One problem that investors face is that not only is the future uncertain, the past is as well. This is a point that Carver drives home multiple times. He shows, for instance, that “the uncertainty of the past is largest for risk-adjusted returns. We can be 95% confident that the estimated relative Sharpe Ratio (SR) of the two assets was within a range of around 0.5 SR units. For US stocks and bonds this uncertainty range is -0.16 to 0.36. This is a huge degree of estimation error: our estimates of Sharpe Ratio are effectively worthless.” By contrast, “the uncertainty of standard deviation estimates is much lower than for the Sharpe Ratio,” and “in typical financial data estimates of bond and equity correlations are 95% likely to be within a range of around one-third (actual range -0.12 to 0.21).”

To manage the problem of past parameter uncertainty in portfolio construction, he assumes that risk-adjusted returns are identical for all assets, he uses risk weighting to account for differences in asset volatility, and he employs a technique he calls handcrafting to handle correlations sensibly.

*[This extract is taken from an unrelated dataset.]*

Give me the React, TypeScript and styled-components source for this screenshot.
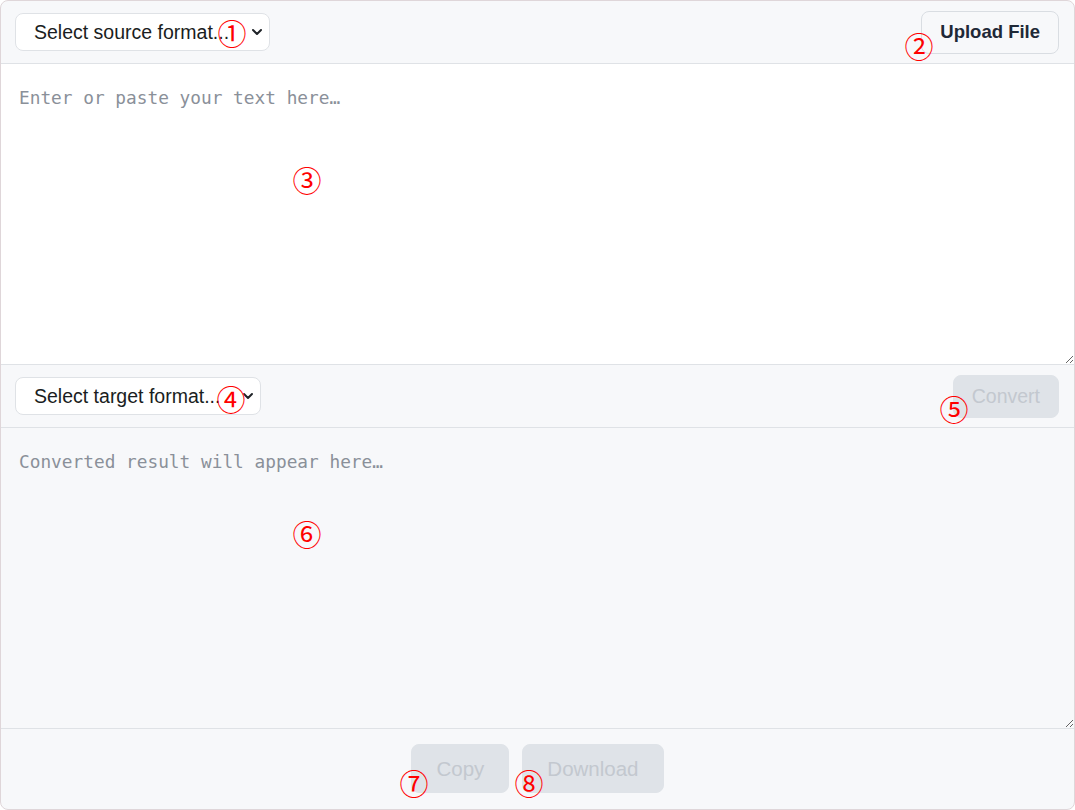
import styled, { createGlobalStyle } from "styled-components";

const GlobalStyle = createGlobalStyle`
  html, body {
    margin: 0;
    padding: 0;
    background: #ffffff;
  }
  * {
    box-sizing: border-box;
  }
`;

const Frame = styled.div`
  position: relative;
  width: 1075px;
  height: 810px;
  display: flex;
  flex-direction: column;
  background: #f7f8fa;
  border: 1px solid #dfd6d9;
  border-radius: 8px;
  overflow: hidden;
  font-family: "Liberation Sans", Arial, sans-serif;
`;

const Toolbar = styled.div`
  height: 63px;
  flex: none;
  display: flex;
  align-items: center;
  justify-content: space-between;
  padding: 0 15px 0 14px;
  border-bottom: 1px solid #dfe2e6;
`;

const SelectWrap = styled.div<{ $width: number }>`
  position: relative;
  width: ${(p) => p.$width}px;
  height: 38px;
`;

const Select = styled.select`
  appearance: none;
  width: 100%;
  height: 100%;
  padding: 0 34px 0 18px;
  border: 1px solid #dfe2e6;
  border-radius: 8px;
  background: #ffffff;
  color: #1a1d21;
  font-family: "Liberation Sans", Arial, sans-serif;
  font-size: 19.5px;
  text-overflow: ellipsis;
  outline: none;
`;

const Chevron = styled.svg`
  position: absolute;
  right: 6px;
  top: 12px;
  width: 14px;
  height: 14px;
  pointer-events: none;
`;

const Button = styled.button<{ $primary?: boolean; $tall?: boolean }>`
  height: ${(p) => (p.$tall ? 49 : 43)}px;
  padding: 0 ${(p) => (p.$tall ? 24 : 18)}px;
  border-radius: 8px;
  font-family: "Liberation Sans", Arial, sans-serif;
  font-size: ${(p) => (p.$tall ? 20.5 : p.$primary ? 18.5 : 19.5)}px;
  border: 1px solid ${(p) => (p.$primary ? "#d9dde2" : "#dfe3e8")};
  background: ${(p) => (p.$primary ? "#f7f8fa" : "#dfe3e8")};
  color: ${(p) => (p.$primary ? "#1f2937" : "#c3c8cf")};
  font-weight: ${(p) => (p.$primary ? 700 : 400)};
  cursor: ${(p) => (p.$primary ? "pointer" : "default")};
`;

const Editor = styled.textarea<{ $readOnly?: boolean }>`
  display: block;
  width: 100%;
  height: 301px;
  flex: none;
  margin: 0;
  padding: 21px 18px;
  border: none;
  border-bottom: 1px solid #dfe2e6;
  outline: none;
  background: ${(p) => (p.$readOnly ? "#f7f8fa" : "#ffffff")};
  font-family: "DejaVu Sans Mono", "Liberation Mono", monospace;
  font-size: 17.8px;
  line-height: 1.5;
  color: #1f2328;
  resize: vertical;

  &::placeholder {
    color: #8a9099;
  }
`;

const Footer = styled.div`
  flex: 1;
  display: flex;
  justify-content: center;
  align-items: flex-start;
  gap: 13px;
  padding-top: 15px;
`;

const Marker = styled.span<{ $x: number; $y: number }>`
  position: absolute;
  left: ${(p) => p.$x}px;
  top: ${(p) => p.$y}px;
  transform: translate(-50%, -50%);
  font-family: "Noto Sans CJK JP", "DejaVu Sans", sans-serif;
  font-size: 29px;
  font-weight: 400;
  line-height: 1;
  color: #ff0000;
  pointer-events: none;
`;

const ChevronIcon = () => (
  <Chevron viewBox="0 0 14 14">
    <path
      d="M3 5l4 4 4-4"
      fill="none"
      stroke="#1f2328"
      strokeWidth="2"
      strokeLinecap="round"
      strokeLinejoin="round"
    />
  </Chevron>
);

const markers = [
  { n: "①", x: 231, y: 31 },
  { n: "②", x: 918, y: 44 },
  { n: "③", x: 306, y: 178 },
  { n: "④", x: 230, y: 397 },
  { n: "⑤", x: 953, y: 407 },
  { n: "⑥", x: 306, y: 532 },
  { n: "⑦", x: 413, y: 781 },
  { n: "⑧", x: 528, y: 781 },
];

const App = () => {
  return (
    <>
      <GlobalStyle />
      <Frame>
        <Toolbar>
          <SelectWrap $width={255}>
            <Select defaultValue="">
              <option value="">Select source format...</option>
              <option value="json">JSON</option>
              <option value="yaml">YAML</option>
              <option value="xml">XML</option>
            </Select>
            <ChevronIcon />
          </SelectWrap>
          <Button $primary>Upload File</Button>
        </Toolbar>
        <Editor placeholder="Enter or paste your text here…" />
        <Toolbar>
          <SelectWrap $width={246}>
            <Select defaultValue="">
              <option value="">Select target format...</option>
              <option value="json">JSON</option>
              <option value="yaml">YAML</option>
              <option value="xml">XML</option>
            </Select>
            <ChevronIcon />
          </SelectWrap>
          <Button disabled>Convert</Button>
        </Toolbar>
        <Editor $readOnly readOnly placeholder="Converted result will appear here…" />
        <Footer>
          <Button $tall disabled>
            Copy
          </Button>
          <Button $tall disabled>
            Download
          </Button>
        </Footer>
        {markers.map((m) => (
          <Marker key={m.n} $x={m.x} $y={m.y}>
            {m.n}
          </Marker>
        ))}
      </Frame>
    </>
  );
};

export default App;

In over 500 pages Carver takes the reader through both theoretical considerations and practical applications. He shows how to build a smart portfolio top-down, contingent on portfolio size, from an institutional investor to a person with $40,000. He introduces two forecasting models (momentum and yield) to aid in the construction of a portfolio. And he addresses the need for maintenance, such as smart rebalancing and portfolio repair.

Smart Portfolios is a sophisticated but not overly technical treatment of a topic that every investor has to come to grips with. As such, it is a recommended read.